И ничего. Никаких указаний. Или заданий. Вот то ли дело у Мусы. Его суперспособность – ходить на ту сторону как к себе домой. В миру, кстати, предприниматель, продукты питания. Так вот, он всё шастал за фотками погибших пацанов. Это когда понятно, что их больше нет, а трупы там, значит, семья не получит от государства выплаты. Надо помогать. И вот как-то вернулся и говорит: вооружённый блок-пост положил. Шесть человек ножом. Конечно, никто не поверил. А он сходил ещё раз и сфотал.
Другому УкРАНА вообще что-то странное шепнула. Тот у себя на посту нишу выкопал. В нишу шкафчик, чтоб дым от плиточки с туркой не шёл. И вот, накашеварит у себя самый лучший в мире эспрессо и бегает по траншее от поста к посту с чайничком. Пацанов поит. Позывной Кофе.
У каждого своё. А что ж Олегу? Он с этим вопросом – почему УкРАНА ему задания не даёт – к батюшке. Был такой доброволец в их рядах. Молился, перед каждым боем крест целовать давал. А когда выслушал Олега, обнял его, как ребёнка, и заплакал. Уговорил этого пионера-комсомольца по-настоящему креститься. С тех пор у Олега на шее особый оберег. А на голове вместо каски казачья кубанка. Батюшка разрешил.
Он, кстати, как Кана, впоследствии Атамана, окрестил, в тот же день попал под Хаймерс. А потом 9 дней подряд голубем прилетал в то самое место, где ко всем пацанам приходила УкРАНА. На средоточие невыносимой, лютой боли, кровоточащей, открытой раны на истерзанном теле нашей ни в чём не повинной земли. Прилетит, крылышки вниз спустит и бродит, как будто гладит её. Жалеет.
За короткий срок Апостол по официальным данным вынес из огня 36 человек. По данным пацанов – 48. Тогда у него появилась мечта – после СВО отучиться на фельдшера. Работать на скорой. Но, видимо, не суждено. Поехал домой «трехсотым». Двинулся умом.

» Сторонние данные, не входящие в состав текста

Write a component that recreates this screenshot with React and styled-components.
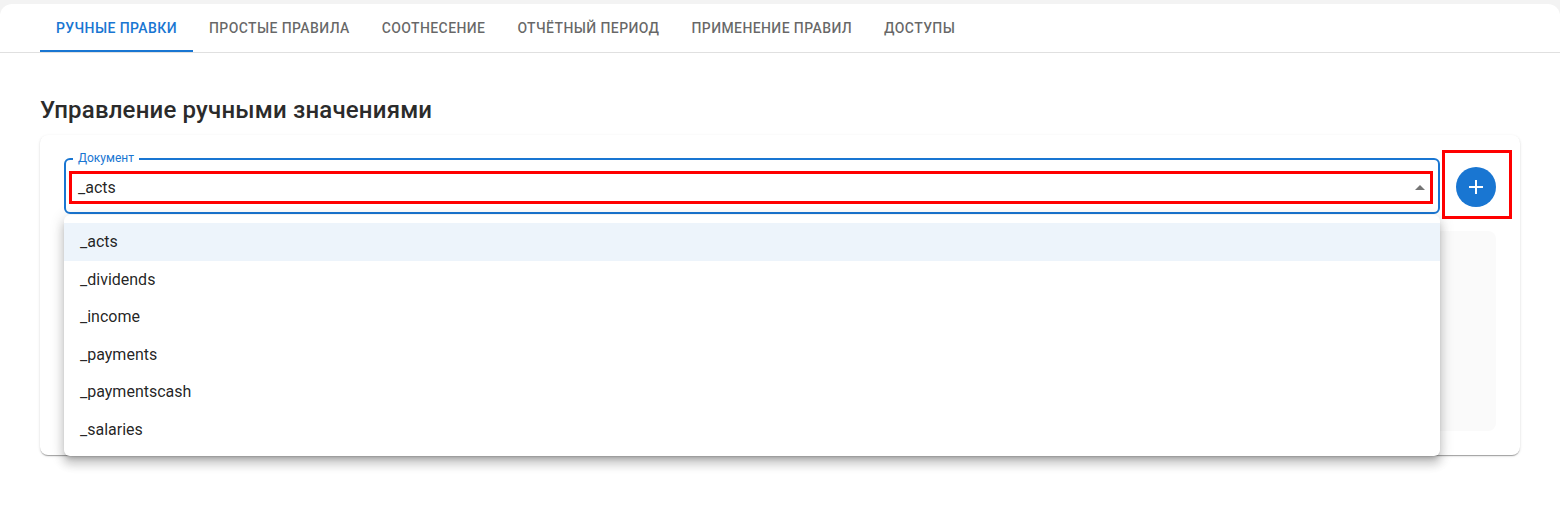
import React from "react";
import styled, { createGlobalStyle } from "styled-components";

const GlobalStyle = createGlobalStyle`
  html, body { margin: 0; padding: 0; }
  body {
    background: #f3f3f3;
    font-family: Roboto, "Noto Sans", "Liberation Sans", sans-serif;
    color: rgba(0,0,0,0.87);
  }
  * { box-sizing: border-box; }
`;

const Page = styled.div`
  margin-top: 4px;
  min-height: 513px;
  background: #fff;
  border-radius: 12px 12px 0 0;
`;

const TabBar = styled.nav`
  display: flex;
  padding: 0 40px;
  border-bottom: 1px solid #e0e0e0;
`;

const Tab = styled.button`
  position: relative;
  height: 48px;
  padding: 0 16px;
  border: none;
  background: none;
  font-family: Roboto, sans-serif;
  font-size: 14px;
  font-weight: 500;
  letter-spacing: 0.4px;
  text-transform: uppercase;
  color: ${(p) => (p.$active ? "#1976d2" : "rgba(0,0,0,0.6)")};
  cursor: pointer;
  &::after {
    content: "";
    display: ${(p) => (p.$active ? "block" : "none")};
    position: absolute;
    left: 0;
    right: 0;
    bottom: 0;
    height: 2px;
    background: #1976d2;
  }
`;

const Content = styled.main`
  padding: 41px 40px 0;
`;

const Title = styled.h1`
  margin: 0 0 9px;
  font-size: 24px;
  line-height: 32px;
  font-weight: 500;
  letter-spacing: 0.0075em;
  color: #2b2b2b;
`;

const Card = styled.section`
  display: flex;
  flex-direction: column;
  gap: 17px;
  padding: 23px 24px 24px;
  background: #fff;
  border-radius: 8px;
  box-shadow: 0 2px 1px -1px rgba(0,0,0,0.2), 0 1px 1px 0 rgba(0,0,0,0.14),
    0 1px 3px 0 rgba(0,0,0,0.12);
`;

const Row = styled.div`
  display: flex;
  align-items: flex-start;
  gap: 16px;
`;

const FieldWrap = styled.div`
  position: relative;
  flex: 1;
`;

const Field = styled.div`
  position: relative;
  height: 56px;
  padding: 11px 5px 8px 3px;
  border: 2px solid #1976d2;
  border-radius: 6px;
`;

const FieldLabel = styled.span`
  position: absolute;
  top: -10px;
  left: 7px;
  padding: 0 5px;
  background: #fff;
  font-size: 12px;
  line-height: 16px;
  color: #1976d2;
`;

const InputBox = styled.div`
  display: flex;
  align-items: center;
  height: 33px;
  padding: 0 6px;
  border: 3px solid #ff0000;
  font-size: 16px;
  color: rgba(0,0,0,0.87);
`;

const InputText = styled.span`
  flex: 1;
`;

const PopupIcon = styled.svg`
  flex: none;
  margin-right: -8px;
`;

const Menu = styled.ul`
  position: absolute;
  z-index: 5;
  top: calc(100% + 1px);
  left: 0;
  right: 0;
  margin: 0;
  padding: 8px 0;
  list-style: none;
  background: #fff;
  border-radius: 6px;
  box-shadow: 0 5px 5px -3px rgba(0,0,0,0.2), 0 8px 10px 1px rgba(0,0,0,0.14),
    0 3px 14px 2px rgba(0,0,0,0.12);
`;

const Option = styled.li`
  display: flex;
  align-items: center;
  height: 37.5px;
  padding: 0 16px;
  font-size: 16px;
  color: rgba(0,0,0,0.87);
  background: ${(p) => (p.$selected ? "rgba(25,118,210,0.08)" : "transparent")};
`;

const AddWrap = styled.div`
  position: relative;
  margin-top: 9px;
`;

const AddButton = styled.button`
  display: flex;
  align-items: center;
  justify-content: center;
  width: 40px;
  height: 40px;
  padding: 0;
  border: none;
  border-radius: 50%;
  background: #1976d2;
  cursor: pointer;
`;

const Highlight = styled.span`
  position: absolute;
  top: -17px;
  left: -14px;
  right: -16px;
  bottom: -12px;
  border: 3px solid #ff0000;
  pointer-events: none;
`;

const Placeholder = styled.div`
  height: 200px;
  background: #fafafa;
  border-radius: 8px;
`;

const tabs = [
  "Ручные правки",
  "Простые правила",
  "Соотнесение",
  "Отчётный период",
  "Применение правил",
  "Доступы",
];

const options = ["_acts", "_dividends", "_income", "_payments", "_paymentscash", "_salaries"];

export default function App() {
  return (
    <>
      <GlobalStyle />
      <Page>
        <TabBar>
          {tabs.map((t, i) => (
            <Tab key={t} $active={i === 0}>
              {t}
            </Tab>
          ))}
        </TabBar>
        <Content>
          <Title>Управление ручными значениями</Title>
          <Card>
            <Row>
              <FieldWrap>
                <Field>
                  <FieldLabel>Документ</FieldLabel>
                  <InputBox>
                    <InputText>_acts</InputText>
                    <PopupIcon width="24" height="24" viewBox="0 0 24 24">
                      <path d="M7 14l5-5 5 5z" fill="rgba(0,0,0,0.54)" />
                    </PopupIcon>
                  </InputBox>
                </Field>
                <Menu>
                  {options.map((o, i) => (
                    <Option key={o} $selected={i === 0}>
                      {o}
                    </Option>
                  ))}
                </Menu>
              </FieldWrap>
              <AddWrap>
                <AddButton aria-label="Добавить">
                  <svg width="24" height="24" viewBox="0 0 24 24">
                    <path d="M19 13h-6v6h-2v-6H5v-2h6V5h2v6h6z" fill="#fff" />
                  </svg>
                </AddButton>
                <Highlight />
              </AddWrap>
            </Row>
            <Placeholder />
          </Card>
        </Content>
      </Page>
    </>
  );
}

Из святых в роте остался только Док. И когда Олега ранило, он первым делом кричал Русе Плазме (о нём как-нибудь в другой раз): «Только Дока не зови, не зови». Ясно было, что сейчас начнётся огонь. А если Дока убьёт, остальным крышка.
Всё началось, когда Олег услышал жужжание дрона. Поднял винтовку, чтобы хлопнуть его. Поднял глаза. Понял, что снаряд уже летит не него. Закрыл глаза. Взрыв. Ранило в ногу, в печень, в голову. Был бы в каске, оторвало б. А так… в кубанке. Она ж мягкая…
Впрочем, сейчас не в ней. Сидит, как клоун, перед этими мажориками, хрустит костяшками. На хрена ему это всё? А за окнами плач. Она зовёт. Выпрашивает. Ей больно.